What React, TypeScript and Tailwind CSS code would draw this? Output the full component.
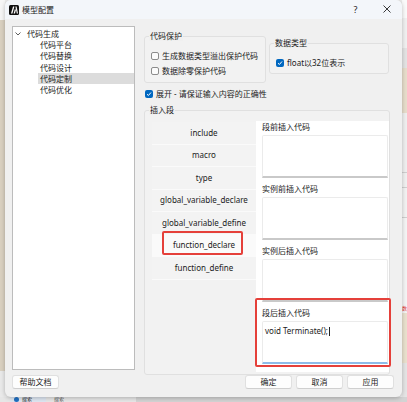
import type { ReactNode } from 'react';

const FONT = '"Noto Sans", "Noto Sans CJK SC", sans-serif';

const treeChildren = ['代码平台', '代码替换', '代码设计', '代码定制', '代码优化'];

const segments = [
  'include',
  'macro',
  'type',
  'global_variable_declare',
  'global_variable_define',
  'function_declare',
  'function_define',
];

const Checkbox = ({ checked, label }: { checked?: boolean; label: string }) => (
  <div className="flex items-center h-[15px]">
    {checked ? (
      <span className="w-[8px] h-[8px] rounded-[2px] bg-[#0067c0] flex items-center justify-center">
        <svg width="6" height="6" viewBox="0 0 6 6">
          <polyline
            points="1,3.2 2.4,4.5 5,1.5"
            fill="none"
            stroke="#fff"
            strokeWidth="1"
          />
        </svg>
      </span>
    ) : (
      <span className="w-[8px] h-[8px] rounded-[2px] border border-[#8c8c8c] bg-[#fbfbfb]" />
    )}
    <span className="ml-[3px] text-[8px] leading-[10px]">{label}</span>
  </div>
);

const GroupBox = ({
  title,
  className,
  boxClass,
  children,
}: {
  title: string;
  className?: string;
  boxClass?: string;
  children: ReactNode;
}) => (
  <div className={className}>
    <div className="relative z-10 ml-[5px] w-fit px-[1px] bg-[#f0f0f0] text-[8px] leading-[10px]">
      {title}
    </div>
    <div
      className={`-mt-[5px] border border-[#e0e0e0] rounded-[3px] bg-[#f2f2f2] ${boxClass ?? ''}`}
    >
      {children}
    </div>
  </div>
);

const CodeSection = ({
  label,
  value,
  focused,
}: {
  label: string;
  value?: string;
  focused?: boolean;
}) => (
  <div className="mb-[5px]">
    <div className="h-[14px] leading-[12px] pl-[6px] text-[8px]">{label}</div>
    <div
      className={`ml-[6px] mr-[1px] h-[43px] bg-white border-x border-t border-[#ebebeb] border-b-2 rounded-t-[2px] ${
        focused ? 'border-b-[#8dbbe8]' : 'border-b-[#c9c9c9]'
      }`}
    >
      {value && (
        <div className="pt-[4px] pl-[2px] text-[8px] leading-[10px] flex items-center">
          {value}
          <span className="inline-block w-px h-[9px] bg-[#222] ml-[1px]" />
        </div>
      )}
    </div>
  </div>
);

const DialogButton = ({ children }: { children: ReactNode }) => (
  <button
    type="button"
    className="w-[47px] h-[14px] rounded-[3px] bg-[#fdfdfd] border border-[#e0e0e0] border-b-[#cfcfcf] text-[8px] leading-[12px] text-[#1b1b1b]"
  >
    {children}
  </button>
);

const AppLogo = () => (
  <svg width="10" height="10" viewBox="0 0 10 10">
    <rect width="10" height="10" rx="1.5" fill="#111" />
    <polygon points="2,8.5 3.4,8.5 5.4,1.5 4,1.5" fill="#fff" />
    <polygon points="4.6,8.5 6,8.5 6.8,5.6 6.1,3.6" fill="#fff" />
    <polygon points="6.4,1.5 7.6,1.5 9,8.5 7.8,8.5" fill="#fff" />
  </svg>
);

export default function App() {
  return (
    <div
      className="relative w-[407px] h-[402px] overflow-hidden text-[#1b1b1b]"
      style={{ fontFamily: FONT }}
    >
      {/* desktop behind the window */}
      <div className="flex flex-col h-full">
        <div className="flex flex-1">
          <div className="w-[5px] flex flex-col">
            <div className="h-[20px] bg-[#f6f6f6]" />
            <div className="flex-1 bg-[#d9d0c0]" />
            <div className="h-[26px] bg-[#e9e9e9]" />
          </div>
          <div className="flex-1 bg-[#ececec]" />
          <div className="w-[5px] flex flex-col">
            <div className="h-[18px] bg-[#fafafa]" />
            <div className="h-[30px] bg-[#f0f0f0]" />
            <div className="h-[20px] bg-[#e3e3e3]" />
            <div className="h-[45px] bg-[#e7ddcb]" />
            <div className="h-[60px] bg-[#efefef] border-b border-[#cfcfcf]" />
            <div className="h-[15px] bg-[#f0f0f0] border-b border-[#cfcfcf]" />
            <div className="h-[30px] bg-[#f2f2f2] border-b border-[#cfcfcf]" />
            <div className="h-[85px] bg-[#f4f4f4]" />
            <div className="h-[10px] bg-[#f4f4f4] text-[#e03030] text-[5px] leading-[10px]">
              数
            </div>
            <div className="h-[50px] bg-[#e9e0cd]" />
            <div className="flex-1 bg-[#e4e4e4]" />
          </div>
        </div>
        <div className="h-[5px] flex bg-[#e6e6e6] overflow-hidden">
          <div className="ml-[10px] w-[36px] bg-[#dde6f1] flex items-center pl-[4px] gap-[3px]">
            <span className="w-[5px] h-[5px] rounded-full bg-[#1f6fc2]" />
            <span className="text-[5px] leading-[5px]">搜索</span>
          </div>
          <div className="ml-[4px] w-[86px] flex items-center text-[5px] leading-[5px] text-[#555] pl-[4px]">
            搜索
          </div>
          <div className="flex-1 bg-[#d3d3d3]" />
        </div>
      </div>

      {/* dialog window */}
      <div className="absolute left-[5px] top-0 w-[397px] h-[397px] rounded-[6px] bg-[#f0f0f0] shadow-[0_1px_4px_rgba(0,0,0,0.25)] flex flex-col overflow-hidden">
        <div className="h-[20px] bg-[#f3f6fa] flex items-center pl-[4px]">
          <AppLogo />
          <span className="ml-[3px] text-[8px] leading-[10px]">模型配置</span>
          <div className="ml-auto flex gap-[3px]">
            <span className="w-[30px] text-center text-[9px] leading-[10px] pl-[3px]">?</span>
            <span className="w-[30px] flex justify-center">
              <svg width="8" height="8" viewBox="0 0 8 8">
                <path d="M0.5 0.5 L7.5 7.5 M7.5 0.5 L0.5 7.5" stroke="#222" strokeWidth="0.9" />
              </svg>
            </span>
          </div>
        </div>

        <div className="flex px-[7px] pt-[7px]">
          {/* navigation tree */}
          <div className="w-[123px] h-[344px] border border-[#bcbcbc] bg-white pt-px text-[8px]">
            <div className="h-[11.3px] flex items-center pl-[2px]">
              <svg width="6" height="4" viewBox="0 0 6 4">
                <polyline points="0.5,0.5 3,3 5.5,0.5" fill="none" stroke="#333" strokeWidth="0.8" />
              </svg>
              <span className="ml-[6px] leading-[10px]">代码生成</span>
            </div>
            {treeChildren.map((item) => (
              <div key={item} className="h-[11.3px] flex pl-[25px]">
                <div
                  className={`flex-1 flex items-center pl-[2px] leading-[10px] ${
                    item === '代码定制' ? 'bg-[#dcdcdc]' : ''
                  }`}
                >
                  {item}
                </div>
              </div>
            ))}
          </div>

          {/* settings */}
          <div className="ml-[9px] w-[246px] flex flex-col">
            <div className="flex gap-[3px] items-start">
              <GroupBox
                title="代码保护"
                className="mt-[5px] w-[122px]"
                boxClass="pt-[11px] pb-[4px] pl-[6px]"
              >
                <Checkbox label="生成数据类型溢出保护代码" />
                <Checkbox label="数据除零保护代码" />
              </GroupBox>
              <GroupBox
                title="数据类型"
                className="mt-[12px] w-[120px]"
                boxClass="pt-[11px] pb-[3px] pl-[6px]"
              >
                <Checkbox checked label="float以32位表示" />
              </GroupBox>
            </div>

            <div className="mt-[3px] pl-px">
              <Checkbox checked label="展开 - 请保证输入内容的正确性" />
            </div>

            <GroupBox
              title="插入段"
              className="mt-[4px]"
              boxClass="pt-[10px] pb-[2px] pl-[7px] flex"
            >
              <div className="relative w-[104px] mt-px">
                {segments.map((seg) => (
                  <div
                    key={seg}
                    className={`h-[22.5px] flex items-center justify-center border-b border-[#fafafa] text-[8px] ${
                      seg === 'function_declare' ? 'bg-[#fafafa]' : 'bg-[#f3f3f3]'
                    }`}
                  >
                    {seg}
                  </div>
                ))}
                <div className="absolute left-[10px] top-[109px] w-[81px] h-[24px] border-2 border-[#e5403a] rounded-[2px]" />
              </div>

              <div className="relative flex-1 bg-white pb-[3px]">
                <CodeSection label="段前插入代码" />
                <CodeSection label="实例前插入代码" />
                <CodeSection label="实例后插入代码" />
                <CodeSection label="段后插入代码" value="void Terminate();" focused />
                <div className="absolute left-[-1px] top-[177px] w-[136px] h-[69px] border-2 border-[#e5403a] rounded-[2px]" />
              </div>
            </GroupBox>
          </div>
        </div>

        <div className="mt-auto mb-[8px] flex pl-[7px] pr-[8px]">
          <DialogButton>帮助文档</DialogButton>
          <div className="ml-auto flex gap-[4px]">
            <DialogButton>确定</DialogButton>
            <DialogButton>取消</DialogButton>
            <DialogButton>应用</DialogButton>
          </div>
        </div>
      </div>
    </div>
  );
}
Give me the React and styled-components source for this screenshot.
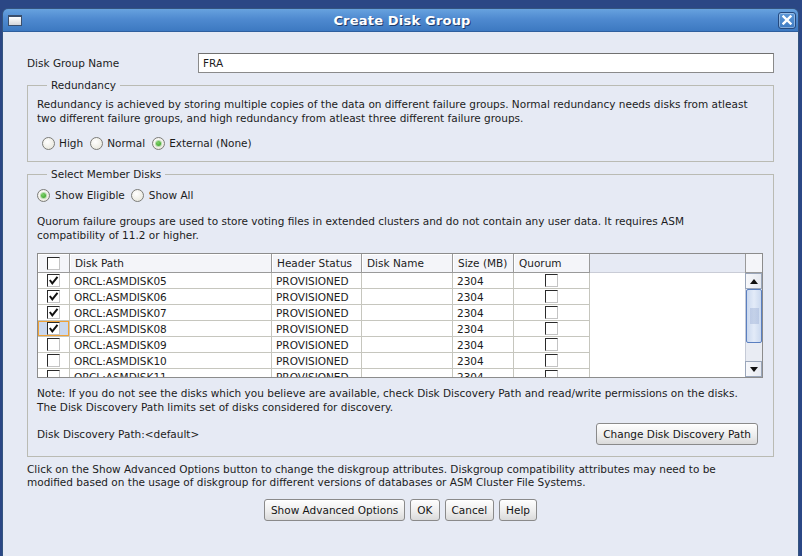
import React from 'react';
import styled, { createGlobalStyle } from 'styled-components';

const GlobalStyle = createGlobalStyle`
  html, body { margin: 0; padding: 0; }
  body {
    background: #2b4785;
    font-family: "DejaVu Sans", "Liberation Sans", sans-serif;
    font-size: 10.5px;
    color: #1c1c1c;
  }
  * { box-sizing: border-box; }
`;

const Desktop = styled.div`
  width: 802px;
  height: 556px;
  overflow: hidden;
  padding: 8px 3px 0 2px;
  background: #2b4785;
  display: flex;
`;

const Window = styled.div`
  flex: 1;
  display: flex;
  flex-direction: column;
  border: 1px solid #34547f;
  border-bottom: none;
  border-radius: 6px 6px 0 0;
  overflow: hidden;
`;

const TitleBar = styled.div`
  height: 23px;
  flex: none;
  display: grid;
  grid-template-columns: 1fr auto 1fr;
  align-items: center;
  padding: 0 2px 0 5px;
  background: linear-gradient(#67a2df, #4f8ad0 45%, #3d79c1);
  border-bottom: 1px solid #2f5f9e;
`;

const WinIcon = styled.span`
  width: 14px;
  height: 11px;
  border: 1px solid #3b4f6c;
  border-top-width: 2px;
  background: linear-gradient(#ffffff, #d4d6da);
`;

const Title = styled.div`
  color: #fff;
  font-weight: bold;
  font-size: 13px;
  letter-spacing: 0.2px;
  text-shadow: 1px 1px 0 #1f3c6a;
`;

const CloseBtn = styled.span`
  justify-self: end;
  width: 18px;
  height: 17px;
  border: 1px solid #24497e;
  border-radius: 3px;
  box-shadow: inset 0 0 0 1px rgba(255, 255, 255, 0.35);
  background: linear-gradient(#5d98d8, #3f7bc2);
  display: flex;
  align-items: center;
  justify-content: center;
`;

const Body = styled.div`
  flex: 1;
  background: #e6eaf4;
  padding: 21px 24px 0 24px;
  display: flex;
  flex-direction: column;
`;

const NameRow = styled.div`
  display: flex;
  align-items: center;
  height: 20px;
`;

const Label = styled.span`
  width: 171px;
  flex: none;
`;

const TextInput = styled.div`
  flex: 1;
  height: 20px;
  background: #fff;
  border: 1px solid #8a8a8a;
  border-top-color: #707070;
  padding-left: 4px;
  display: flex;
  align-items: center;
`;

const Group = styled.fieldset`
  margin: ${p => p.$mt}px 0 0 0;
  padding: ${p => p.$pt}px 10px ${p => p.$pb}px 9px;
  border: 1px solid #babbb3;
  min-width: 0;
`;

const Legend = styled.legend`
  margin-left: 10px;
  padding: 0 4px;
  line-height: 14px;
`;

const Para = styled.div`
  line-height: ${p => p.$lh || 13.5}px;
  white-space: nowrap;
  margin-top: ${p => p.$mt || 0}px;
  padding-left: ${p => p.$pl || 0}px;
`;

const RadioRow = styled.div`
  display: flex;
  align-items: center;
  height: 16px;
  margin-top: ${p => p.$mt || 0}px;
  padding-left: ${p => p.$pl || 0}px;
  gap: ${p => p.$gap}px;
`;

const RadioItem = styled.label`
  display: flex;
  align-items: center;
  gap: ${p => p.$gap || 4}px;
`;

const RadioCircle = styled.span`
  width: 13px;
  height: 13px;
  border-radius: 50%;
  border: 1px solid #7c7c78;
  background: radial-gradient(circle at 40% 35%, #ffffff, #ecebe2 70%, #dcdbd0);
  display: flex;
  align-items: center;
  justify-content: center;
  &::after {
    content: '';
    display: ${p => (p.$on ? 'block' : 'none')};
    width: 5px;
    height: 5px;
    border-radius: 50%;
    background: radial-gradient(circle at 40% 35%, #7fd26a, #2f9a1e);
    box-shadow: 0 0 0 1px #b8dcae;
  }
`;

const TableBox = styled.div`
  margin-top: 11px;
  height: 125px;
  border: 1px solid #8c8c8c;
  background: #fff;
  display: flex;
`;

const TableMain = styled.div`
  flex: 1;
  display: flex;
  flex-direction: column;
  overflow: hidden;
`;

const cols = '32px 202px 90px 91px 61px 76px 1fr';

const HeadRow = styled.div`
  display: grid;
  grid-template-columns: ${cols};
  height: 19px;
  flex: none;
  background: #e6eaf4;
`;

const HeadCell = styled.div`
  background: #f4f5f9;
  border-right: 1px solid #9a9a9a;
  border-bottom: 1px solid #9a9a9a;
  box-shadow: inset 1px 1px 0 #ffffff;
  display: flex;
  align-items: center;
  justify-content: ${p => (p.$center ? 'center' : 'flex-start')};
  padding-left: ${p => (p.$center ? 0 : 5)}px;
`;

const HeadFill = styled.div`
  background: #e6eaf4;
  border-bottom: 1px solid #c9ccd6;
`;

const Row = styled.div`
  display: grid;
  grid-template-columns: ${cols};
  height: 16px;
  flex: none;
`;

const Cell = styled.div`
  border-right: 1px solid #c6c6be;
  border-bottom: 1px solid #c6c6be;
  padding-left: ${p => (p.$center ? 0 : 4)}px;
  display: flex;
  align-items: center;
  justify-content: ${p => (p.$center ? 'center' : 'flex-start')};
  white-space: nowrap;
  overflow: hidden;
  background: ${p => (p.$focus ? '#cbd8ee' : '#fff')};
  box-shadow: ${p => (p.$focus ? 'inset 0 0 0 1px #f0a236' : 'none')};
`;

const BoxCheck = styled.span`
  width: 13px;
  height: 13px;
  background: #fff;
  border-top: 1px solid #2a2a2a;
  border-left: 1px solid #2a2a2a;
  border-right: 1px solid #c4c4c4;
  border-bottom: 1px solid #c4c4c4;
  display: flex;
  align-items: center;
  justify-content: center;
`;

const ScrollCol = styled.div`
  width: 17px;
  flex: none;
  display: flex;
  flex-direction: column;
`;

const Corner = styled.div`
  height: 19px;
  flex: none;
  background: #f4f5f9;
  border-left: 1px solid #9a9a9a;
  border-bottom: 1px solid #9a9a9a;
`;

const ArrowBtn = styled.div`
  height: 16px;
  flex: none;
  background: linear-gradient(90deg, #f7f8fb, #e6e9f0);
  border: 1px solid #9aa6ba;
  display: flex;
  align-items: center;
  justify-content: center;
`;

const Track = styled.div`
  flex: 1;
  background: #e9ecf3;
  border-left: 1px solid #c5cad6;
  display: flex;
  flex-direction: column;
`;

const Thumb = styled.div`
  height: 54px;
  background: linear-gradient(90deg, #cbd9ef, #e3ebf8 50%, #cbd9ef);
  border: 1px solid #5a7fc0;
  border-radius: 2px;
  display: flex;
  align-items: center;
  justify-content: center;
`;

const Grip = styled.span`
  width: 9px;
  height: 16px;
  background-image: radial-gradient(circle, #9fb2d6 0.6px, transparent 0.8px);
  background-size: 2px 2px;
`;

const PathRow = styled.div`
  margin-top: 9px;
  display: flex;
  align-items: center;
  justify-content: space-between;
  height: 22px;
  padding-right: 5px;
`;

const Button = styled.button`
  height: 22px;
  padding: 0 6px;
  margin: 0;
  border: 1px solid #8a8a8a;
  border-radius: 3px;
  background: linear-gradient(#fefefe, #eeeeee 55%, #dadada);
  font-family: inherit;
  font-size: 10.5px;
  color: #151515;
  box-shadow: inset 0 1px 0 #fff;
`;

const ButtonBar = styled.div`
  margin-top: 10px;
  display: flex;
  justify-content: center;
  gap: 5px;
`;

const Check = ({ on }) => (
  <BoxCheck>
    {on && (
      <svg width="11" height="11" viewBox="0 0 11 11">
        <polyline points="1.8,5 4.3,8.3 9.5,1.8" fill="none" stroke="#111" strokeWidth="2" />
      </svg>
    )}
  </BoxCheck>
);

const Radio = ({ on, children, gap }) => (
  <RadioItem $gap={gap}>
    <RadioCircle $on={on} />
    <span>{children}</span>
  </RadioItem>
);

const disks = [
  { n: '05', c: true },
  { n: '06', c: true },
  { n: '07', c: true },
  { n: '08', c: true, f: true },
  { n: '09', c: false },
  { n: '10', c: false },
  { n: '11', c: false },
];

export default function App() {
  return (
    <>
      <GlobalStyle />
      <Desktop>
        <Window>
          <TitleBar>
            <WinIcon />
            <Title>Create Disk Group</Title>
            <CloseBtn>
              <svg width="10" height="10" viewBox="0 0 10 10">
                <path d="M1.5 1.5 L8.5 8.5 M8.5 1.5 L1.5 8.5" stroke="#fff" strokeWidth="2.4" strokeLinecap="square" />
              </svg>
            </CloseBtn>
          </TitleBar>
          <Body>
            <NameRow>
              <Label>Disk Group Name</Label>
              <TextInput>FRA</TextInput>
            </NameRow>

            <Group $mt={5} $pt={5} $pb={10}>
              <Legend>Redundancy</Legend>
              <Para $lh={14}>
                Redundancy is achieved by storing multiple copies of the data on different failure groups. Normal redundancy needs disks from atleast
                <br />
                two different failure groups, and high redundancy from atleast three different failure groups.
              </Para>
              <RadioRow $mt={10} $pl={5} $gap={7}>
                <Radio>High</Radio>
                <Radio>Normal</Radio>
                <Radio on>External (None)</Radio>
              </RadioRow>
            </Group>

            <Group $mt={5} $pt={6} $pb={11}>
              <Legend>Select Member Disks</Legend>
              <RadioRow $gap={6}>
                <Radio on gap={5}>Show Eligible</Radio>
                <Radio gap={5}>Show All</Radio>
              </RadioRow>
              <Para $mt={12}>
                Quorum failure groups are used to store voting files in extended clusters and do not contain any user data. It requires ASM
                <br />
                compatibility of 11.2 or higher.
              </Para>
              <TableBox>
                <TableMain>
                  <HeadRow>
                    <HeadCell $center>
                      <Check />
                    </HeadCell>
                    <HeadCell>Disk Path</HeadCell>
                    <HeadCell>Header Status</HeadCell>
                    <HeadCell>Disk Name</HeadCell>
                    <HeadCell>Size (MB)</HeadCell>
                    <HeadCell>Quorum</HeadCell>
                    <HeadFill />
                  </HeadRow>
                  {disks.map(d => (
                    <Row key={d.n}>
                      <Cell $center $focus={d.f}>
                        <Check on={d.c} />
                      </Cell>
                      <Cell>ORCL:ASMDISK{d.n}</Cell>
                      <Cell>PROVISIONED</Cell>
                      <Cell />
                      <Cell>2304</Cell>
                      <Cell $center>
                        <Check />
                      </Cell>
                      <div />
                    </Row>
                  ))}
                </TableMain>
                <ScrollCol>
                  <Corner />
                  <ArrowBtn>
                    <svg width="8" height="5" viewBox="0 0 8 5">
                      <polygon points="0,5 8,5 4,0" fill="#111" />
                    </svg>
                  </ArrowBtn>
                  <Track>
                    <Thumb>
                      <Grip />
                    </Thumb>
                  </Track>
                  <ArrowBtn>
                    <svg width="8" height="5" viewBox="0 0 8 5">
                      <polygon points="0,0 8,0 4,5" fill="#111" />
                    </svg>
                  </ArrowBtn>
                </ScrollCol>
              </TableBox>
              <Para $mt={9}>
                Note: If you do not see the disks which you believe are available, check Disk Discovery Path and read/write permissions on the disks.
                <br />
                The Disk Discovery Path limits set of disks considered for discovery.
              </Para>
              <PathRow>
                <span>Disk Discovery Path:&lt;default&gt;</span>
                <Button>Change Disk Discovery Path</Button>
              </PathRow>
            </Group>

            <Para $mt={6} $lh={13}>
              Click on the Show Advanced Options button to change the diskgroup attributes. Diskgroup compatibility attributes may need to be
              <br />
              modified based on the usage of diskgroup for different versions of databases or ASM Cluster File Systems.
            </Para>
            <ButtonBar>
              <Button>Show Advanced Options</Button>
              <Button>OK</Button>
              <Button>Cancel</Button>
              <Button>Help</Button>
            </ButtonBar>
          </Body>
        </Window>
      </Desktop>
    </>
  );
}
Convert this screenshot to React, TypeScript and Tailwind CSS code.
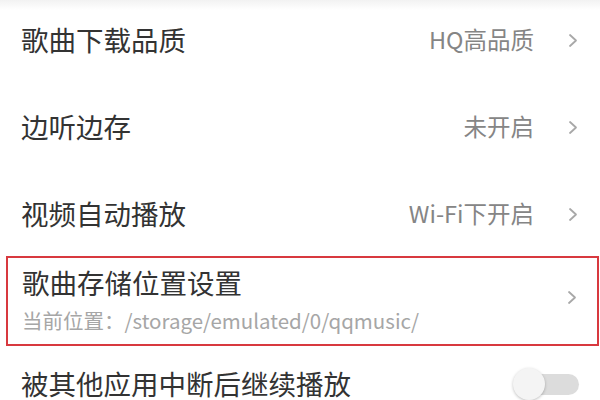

*Goal*.
Identify and copy lines that hold the string "screenshot".

*Response below*.
Give me the React and styled-components source for this screenshot.
Convert this screenshot to React, TypeScript and Tailwind CSS code.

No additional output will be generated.